- **Material for this task**:

** begin **

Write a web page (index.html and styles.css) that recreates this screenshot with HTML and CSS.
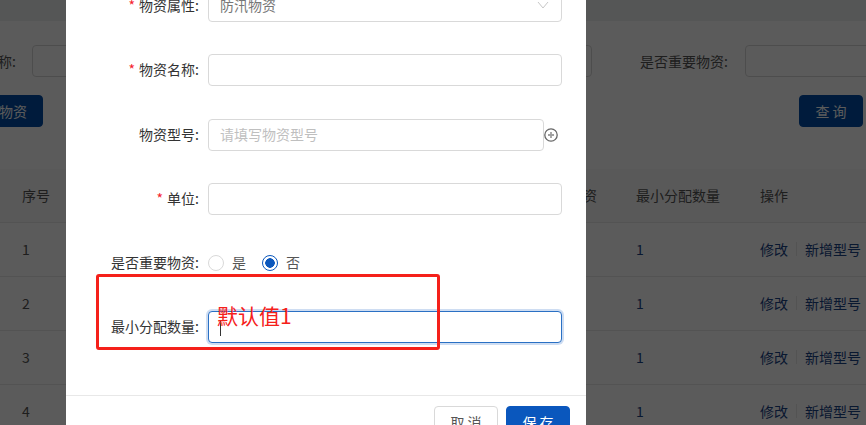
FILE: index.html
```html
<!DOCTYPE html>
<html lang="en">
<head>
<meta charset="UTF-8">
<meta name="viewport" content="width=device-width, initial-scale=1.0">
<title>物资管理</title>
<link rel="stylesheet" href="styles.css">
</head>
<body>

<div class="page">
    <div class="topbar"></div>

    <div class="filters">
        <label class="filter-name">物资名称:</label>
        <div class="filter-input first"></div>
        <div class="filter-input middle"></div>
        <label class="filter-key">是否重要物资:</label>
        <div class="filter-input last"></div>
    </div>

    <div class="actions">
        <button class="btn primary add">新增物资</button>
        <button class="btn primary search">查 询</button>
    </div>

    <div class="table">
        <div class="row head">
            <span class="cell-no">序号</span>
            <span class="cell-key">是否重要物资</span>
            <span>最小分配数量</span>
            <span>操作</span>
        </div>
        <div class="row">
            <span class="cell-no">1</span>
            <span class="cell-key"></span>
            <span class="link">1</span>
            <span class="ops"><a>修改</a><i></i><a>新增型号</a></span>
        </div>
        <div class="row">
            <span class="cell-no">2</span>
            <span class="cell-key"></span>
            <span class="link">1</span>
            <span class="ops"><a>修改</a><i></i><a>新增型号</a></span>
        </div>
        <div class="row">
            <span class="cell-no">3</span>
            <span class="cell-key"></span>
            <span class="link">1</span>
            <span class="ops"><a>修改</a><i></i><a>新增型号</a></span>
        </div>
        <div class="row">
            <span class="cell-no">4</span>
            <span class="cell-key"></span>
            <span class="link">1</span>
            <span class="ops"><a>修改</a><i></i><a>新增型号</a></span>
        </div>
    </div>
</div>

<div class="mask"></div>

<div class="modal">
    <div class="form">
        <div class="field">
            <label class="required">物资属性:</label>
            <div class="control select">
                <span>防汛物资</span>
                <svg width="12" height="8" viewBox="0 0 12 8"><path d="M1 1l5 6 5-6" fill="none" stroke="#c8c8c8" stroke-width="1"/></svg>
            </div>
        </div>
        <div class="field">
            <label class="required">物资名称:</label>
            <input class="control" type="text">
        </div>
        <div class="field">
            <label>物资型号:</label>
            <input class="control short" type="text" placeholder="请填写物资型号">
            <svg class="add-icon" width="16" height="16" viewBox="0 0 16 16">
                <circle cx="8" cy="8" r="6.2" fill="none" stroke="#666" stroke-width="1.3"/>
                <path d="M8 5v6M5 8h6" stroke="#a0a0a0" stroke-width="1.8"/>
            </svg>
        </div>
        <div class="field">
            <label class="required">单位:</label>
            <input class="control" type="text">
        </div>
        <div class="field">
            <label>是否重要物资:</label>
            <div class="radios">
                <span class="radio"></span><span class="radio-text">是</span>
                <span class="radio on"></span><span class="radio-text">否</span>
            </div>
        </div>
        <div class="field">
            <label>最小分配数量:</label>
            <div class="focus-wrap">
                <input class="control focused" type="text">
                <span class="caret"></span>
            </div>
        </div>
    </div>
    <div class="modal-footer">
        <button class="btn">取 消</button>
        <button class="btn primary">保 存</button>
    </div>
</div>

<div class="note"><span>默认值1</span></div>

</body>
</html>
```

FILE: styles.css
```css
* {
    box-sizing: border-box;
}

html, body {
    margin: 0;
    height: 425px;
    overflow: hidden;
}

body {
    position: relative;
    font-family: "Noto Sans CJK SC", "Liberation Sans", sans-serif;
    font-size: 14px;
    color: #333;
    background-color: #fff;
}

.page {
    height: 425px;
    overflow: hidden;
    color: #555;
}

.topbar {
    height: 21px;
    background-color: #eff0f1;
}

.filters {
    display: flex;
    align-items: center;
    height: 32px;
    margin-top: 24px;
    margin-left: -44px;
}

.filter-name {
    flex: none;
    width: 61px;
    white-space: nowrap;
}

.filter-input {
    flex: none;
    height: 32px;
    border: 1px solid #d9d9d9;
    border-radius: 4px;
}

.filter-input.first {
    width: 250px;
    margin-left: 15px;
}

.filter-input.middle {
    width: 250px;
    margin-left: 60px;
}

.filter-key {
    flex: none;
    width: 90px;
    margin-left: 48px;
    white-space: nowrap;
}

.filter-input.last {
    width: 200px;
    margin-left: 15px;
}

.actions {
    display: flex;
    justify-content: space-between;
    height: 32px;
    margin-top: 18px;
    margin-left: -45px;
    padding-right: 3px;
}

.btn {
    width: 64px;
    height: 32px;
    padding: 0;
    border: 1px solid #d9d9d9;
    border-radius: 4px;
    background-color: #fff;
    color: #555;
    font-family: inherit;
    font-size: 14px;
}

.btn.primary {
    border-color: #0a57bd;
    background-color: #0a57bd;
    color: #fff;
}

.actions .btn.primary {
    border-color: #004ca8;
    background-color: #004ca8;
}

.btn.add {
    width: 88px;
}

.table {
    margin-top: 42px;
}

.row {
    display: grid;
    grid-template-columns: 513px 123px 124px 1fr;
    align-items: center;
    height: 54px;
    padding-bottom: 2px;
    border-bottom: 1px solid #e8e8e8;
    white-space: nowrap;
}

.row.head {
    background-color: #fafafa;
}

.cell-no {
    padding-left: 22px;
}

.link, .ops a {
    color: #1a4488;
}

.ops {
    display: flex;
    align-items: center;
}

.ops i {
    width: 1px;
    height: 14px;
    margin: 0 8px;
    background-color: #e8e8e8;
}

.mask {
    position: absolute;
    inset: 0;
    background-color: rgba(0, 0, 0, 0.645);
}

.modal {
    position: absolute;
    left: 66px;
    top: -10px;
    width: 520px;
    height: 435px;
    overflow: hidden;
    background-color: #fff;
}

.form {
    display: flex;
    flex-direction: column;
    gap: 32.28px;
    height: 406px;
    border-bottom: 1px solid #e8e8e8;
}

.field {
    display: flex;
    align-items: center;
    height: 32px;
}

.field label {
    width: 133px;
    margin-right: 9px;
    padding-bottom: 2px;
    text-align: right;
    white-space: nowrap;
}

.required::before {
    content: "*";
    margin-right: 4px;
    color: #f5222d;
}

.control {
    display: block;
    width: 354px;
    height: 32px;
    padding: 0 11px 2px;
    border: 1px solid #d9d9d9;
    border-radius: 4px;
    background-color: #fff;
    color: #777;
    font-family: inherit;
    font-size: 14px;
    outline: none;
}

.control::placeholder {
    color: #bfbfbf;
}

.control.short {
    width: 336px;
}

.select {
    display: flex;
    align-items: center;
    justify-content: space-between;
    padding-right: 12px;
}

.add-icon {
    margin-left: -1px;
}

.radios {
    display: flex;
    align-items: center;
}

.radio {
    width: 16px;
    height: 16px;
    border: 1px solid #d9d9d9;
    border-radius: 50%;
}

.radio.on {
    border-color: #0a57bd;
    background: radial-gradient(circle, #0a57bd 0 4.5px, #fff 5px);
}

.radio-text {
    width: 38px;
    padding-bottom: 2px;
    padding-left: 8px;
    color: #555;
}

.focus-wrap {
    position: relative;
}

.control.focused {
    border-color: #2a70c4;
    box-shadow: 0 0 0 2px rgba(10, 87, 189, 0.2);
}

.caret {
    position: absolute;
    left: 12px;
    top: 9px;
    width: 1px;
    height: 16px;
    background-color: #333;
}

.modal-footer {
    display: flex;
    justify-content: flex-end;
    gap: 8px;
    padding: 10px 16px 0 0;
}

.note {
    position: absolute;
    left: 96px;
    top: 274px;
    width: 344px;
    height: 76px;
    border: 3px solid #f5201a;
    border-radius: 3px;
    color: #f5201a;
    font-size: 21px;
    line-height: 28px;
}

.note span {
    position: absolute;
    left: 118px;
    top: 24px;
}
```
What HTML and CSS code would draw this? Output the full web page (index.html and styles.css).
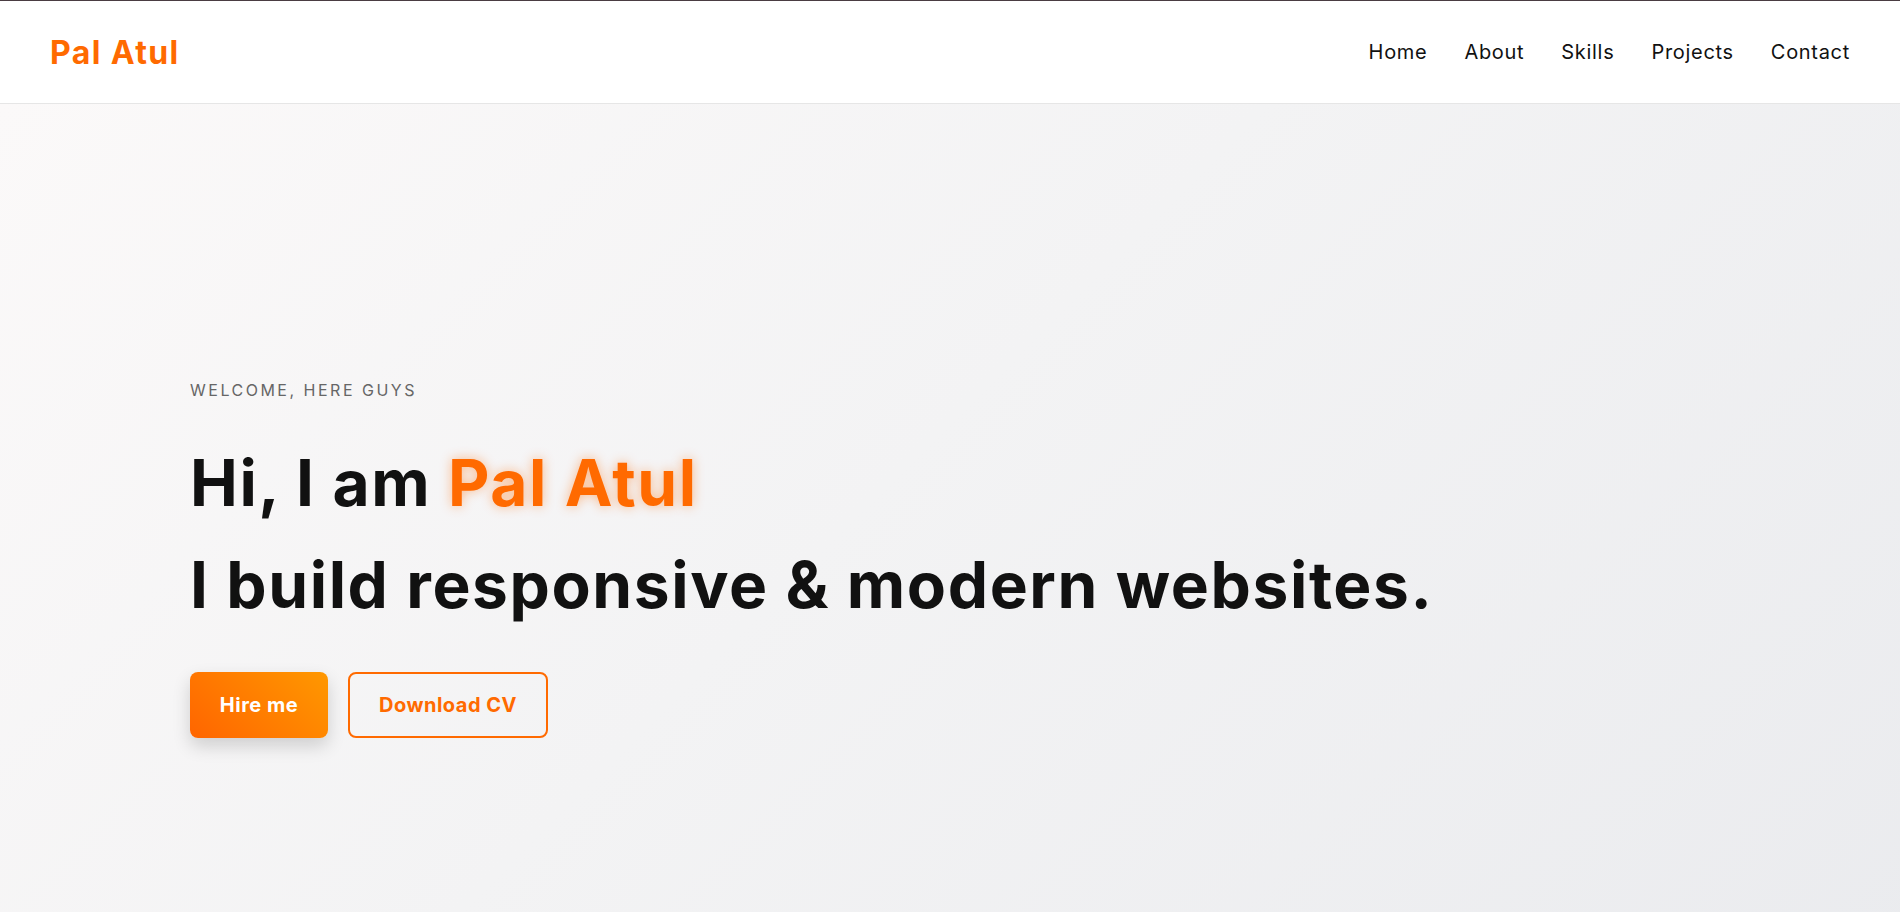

** end **

- **Requirements**:
Each line of the data should be quoted exactly, with pictures left out.

- **Result of the task**:
Write a web page (index.html and styles.css) that recreates this screenshot with HTML and CSS.
FILE: index.html
```html
<!DOCTYPE html>
<html lang="en">
<head>
<meta charset="UTF-8">
<meta name="viewport" content="width=device-width, initial-scale=1.0">
<title>物资管理</title>
<link rel="stylesheet" href="styles.css">
</head>
<body>

<div class="page">
    <div class="topbar"></div>

    <div class="filters">
        <label class="filter-name">物资名称:</label>
        <div class="filter-input first"></div>
        <div class="filter-input middle"></div>
        <label class="filter-key">是否重要物资:</label>
        <div class="filter-input last"></div>
    </div>

    <div class="actions">
        <button class="btn primary add">新增物资</button>
        <button class="btn primary search">查 询</button>
    </div>

    <div class="table">
        <div class="row head">
            <span class="cell-no">序号</span>
            <span class="cell-key">是否重要物资</span>
            <span>最小分配数量</span>
            <span>操作</span>
        </div>
        <div class="row">
            <span class="cell-no">1</span>
            <span class="cell-key"></span>
            <span class="link">1</span>
            <span class="ops"><a>修改</a><i></i><a>新增型号</a></span>
        </div>
        <div class="row">
            <span class="cell-no">2</span>
            <span class="cell-key"></span>
            <span class="link">1</span>
            <span class="ops"><a>修改</a><i></i><a>新增型号</a></span>
        </div>
        <div class="row">
            <span class="cell-no">3</span>
            <span class="cell-key"></span>
            <span class="link">1</span>
            <span class="ops"><a>修改</a><i></i><a>新增型号</a></span>
        </div>
        <div class="row">
            <span class="cell-no">4</span>
            <span class="cell-key"></span>
            <span class="link">1</span>
            <span class="ops"><a>修改</a><i></i><a>新增型号</a></span>
        </div>
    </div>
</div>

<div class="mask"></div>

<div class="modal">
    <div class="form">
        <div class="field">
            <label class="required">物资属性:</label>
            <div class="control select">
                <span>防汛物资</span>
                <svg width="12" height="8" viewBox="0 0 12 8"><path d="M1 1l5 6 5-6" fill="none" stroke="#c8c8c8" stroke-width="1"/></svg>
            </div>
        </div>
        <div class="field">
            <label class="required">物资名称:</label>
            <input class="control" type="text">
        </div>
        <div class="field">
            <label>物资型号:</label>
            <input class="control short" type="text" placeholder="请填写物资型号">
            <svg class="add-icon" width="16" height="16" viewBox="0 0 16 16">
                <circle cx="8" cy="8" r="6.2" fill="none" stroke="#666" stroke-width="1.3"/>
                <path d="M8 5v6M5 8h6" stroke="#a0a0a0" stroke-width="1.8"/>
            </svg>
        </div>
        <div class="field">
            <label class="required">单位:</label>
            <input class="control" type="text">
        </div>
        <div class="field">
            <label>是否重要物资:</label>
            <div class="radios">
                <span class="radio"></span><span class="radio-text">是</span>
                <span class="radio on"></span><span class="radio-text">否</span>
            </div>
        </div>
        <div class="field">
            <label>最小分配数量:</label>
            <div class="focus-wrap">
                <input class="control focused" type="text">
                <span class="caret"></span>
            </div>
        </div>
    </div>
    <div class="modal-footer">
        <button class="btn">取 消</button>
        <button class="btn primary">保 存</button>
    </div>
</div>

<div class="note"><span>默认值1</span></div>

</body>
</html>
```

FILE: styles.css
```css
* {
    box-sizing: border-box;
}

html, body {
    margin: 0;
    height: 425px;
    overflow: hidden;
}

body {
    position: relative;
    font-family: "Noto Sans CJK SC", "Liberation Sans", sans-serif;
    font-size: 14px;
    color: #333;
    background-color: #fff;
}

.page {
    height: 425px;
    overflow: hidden;
    color: #555;
}

.topbar {
    height: 21px;
    background-color: #eff0f1;
}

.filters {
    display: flex;
    align-items: center;
    height: 32px;
    margin-top: 24px;
    margin-left: -44px;
}

.filter-name {
    flex: none;
    width: 61px;
    white-space: nowrap;
}

.filter-input {
    flex: none;
    height: 32px;
    border: 1px solid #d9d9d9;
    border-radius: 4px;
}

.filter-input.first {
    width: 250px;
    margin-left: 15px;
}

.filter-input.middle {
    width: 250px;
    margin-left: 60px;
}

.filter-key {
    flex: none;
    width: 90px;
    margin-left: 48px;
    white-space: nowrap;
}

.filter-input.last {
    width: 200px;
    margin-left: 15px;
}

.actions {
    display: flex;
    justify-content: space-between;
    height: 32px;
    margin-top: 18px;
    margin-left: -45px;
    padding-right: 3px;
}

.btn {
    width: 64px;
    height: 32px;
    padding: 0;
    border: 1px solid #d9d9d9;
    border-radius: 4px;
    background-color: #fff;
    color: #555;
    font-family: inherit;
    font-size: 14px;
}

.btn.primary {
    border-color: #0a57bd;
    background-color: #0a57bd;
    color: #fff;
}

.actions .btn.primary {
    border-color: #004ca8;
    background-color: #004ca8;
}

.btn.add {
    width: 88px;
}

.table {
    margin-top: 42px;
}

.row {
    display: grid;
    grid-template-columns: 513px 123px 124px 1fr;
    align-items: center;
    height: 54px;
    padding-bottom: 2px;
    border-bottom: 1px solid #e8e8e8;
    white-space: nowrap;
}

.row.head {
    background-color: #fafafa;
}

.cell-no {
    padding-left: 22px;
}

.link, .ops a {
    color: #1a4488;
}

.ops {
    display: flex;
    align-items: center;
}

.ops i {
    width: 1px;
    height: 14px;
    margin: 0 8px;
    background-color: #e8e8e8;
}

.mask {
    position: absolute;
    inset: 0;
    background-color: rgba(0, 0, 0, 0.645);
}

.modal {
    position: absolute;
    left: 66px;
    top: -10px;
    width: 520px;
    height: 435px;
    overflow: hidden;
    background-color: #fff;
}

.form {
    display: flex;
    flex-direction: column;
    gap: 32.28px;
    height: 406px;
    border-bottom: 1px solid #e8e8e8;
}

.field {
    display: flex;
    align-items: center;
    height: 32px;
}

.field label {
    width: 133px;
    margin-right: 9px;
    padding-bottom: 2px;
    text-align: right;
    white-space: nowrap;
}

.required::before {
    content: "*";
    margin-right: 4px;
    color: #f5222d;
}

.control {
    display: block;
    width: 354px;
    height: 32px;
    padding: 0 11px 2px;
    border: 1px solid #d9d9d9;
    border-radius: 4px;
    background-color: #fff;
    color: #777;
    font-family: inherit;
    font-size: 14px;
    outline: none;
}

.control::placeholder {
    color: #bfbfbf;
}

.control.short {
    width: 336px;
}

.select {
    display: flex;
    align-items: center;
    justify-content: space-between;
    padding-right: 12px;
}

.add-icon {
    margin-left: -1px;
}

.radios {
    display: flex;
    align-items: center;
}

.radio {
    width: 16px;
    height: 16px;
    border: 1px solid #d9d9d9;
    border-radius: 50%;
}

.radio.on {
    border-color: #0a57bd;
    background: radial-gradient(circle, #0a57bd 0 4.5px, #fff 5px);
}

.radio-text {
    width: 38px;
    padding-bottom: 2px;
    padding-left: 8px;
    color: #555;
}

.focus-wrap {
    position: relative;
}

.control.focused {
    border-color: #2a70c4;
    box-shadow: 0 0 0 2px rgba(10, 87, 189, 0.2);
}

.caret {
    position: absolute;
    left: 12px;
    top: 9px;
    width: 1px;
    height: 16px;
    background-color: #333;
}

.modal-footer {
    display: flex;
    justify-content: flex-end;
    gap: 8px;
    padding: 10px 16px 0 0;
}

.note {
    position: absolute;
    left: 96px;
    top: 274px;
    width: 344px;
    height: 76px;
    border: 3px solid #f5201a;
    border-radius: 3px;
    color: #f5201a;
    font-size: 21px;
    line-height: 28px;
}

.note span {
    position: absolute;
    left: 118px;
    top: 24px;
}
```
What HTML and CSS code would draw this? Output the full web page (index.html and styles.css).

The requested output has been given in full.